Your analyses enable a global comparison of compensation drivers. What specific characteristics do you see in terms of the gender pay gap in Europe and the world?
Verena Vandervelt:
I'd like to say from the outset that our analyses reveal some remarkable global similarities. Job characteristics in particular, and primarily job grading, clearly form the strongest category of compensation drivers. Further similarities relate to company size, which has a relatively small impact of up to 6% across all regions. However, in terms of the gender pay gap, there are indeed considerable regional or local variations. The impact of gender on compensation is at its greatest in Brazil, for example. Previous hkp/// group analyses have shown that the country also has one of the most pronounced gender gaps in the world.

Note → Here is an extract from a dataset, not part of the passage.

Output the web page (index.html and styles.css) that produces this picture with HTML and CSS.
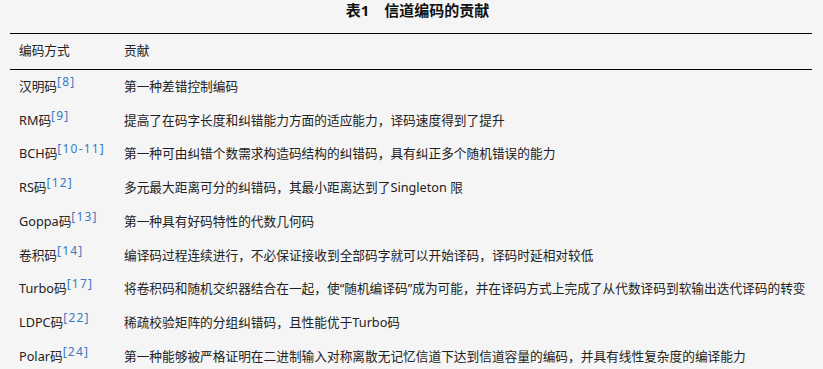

Jennifer S. Schulz: China, on the other hand, presents a very different picture; individual characteristics such as age and gender do not appear to be decisive at all in terms of compensation levels. Compensation is determined without reference to the individual. On the contrary, the industry sector plays a relatively large role in China, which suggests that industries have a different reputation and compensate accordingly.

What about the impact of gender on compensation in Arab and American business worlds?
Verena Vandervelt:
Surprising to many, gender doesn’t have an impact in Saudi Arabia. However, a closer look reveals an extreme disparity in the number of women in executive positions, which our data shows to be less than 1%. Therefore, differences in compensation between women and men are likely less about the level of pay itself than more about the opportunity to be in such positions in the first place.
Jennifer S. Schulz: Of all the countries included, the U.S. shows job grading as having the greatest impact. Gender, on the other hand, has no significant impact on compensation according to our analyses. Could it be that more than 50 years of U.S. political efforts against gender discriminatory compensation are finally producing results...?

Thank you for taking part in this interview.